Why exactly is it so hard?
The main issues surrouding the identification of content that can be put together and isolated in the same container are issues related to people's awareness of the structure(s) and context(s) of their activities, how able and willing they are to make an effort to manage accurate representations of their works (and what can be provided to them in the way they perform computing to compensate for those costs), how computers can manage meaning on par with human beings, how mode can be handled in complex interfaces, how to account for the situatedness of human action and the need for users to routinely cross through security boundaries in their daily use of computers, how to handle ephemeral or emerging activities, and so on.
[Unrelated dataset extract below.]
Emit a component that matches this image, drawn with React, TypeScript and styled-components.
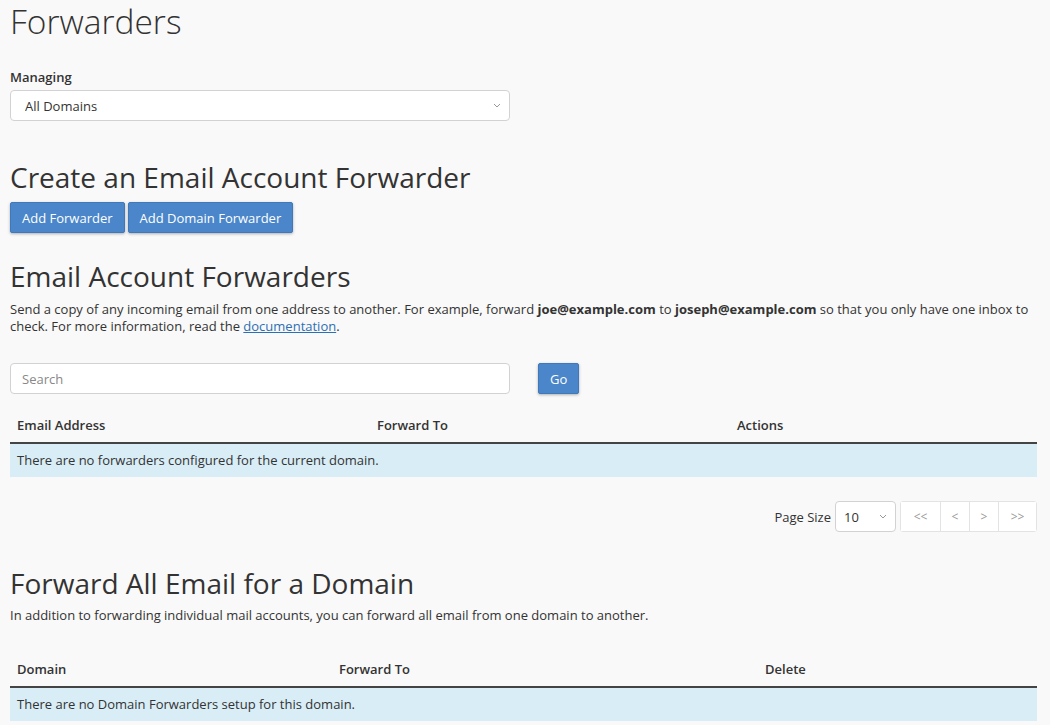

These are all hard, complex HCI research topics. Some relevant readings include Bardram's Activity-Based Computing project, theories such as Activity-Theory, and pretty much all of the phenomenology-inspired theories and studies in HCI (especially Situated Action and Embodied Interaction). The astonishing majority of security research (including "usable security" research) assume that users are willing or able to focus on security-related tasks and to maintain accurate models of security, and that the existing issues are all solvable with some UI fixes and better "security communication". The research they are doing relies on different theories of human action and different research methods than the ones that are needed to understand how people create and maintain meaning for what they do on computers and to understand how such a meaning can be represented within a computer and transformed into security boundaries. To the best of my knowledge there is no one else investigating the user experience and appropriation of isolation mechanisms at the moment, and I'm afraid I'm not progressing particularly fast :) I don't have any published reports/papers on the topic at the moment, but feel free to ask for clarifications/extensions if you're interested in the topic.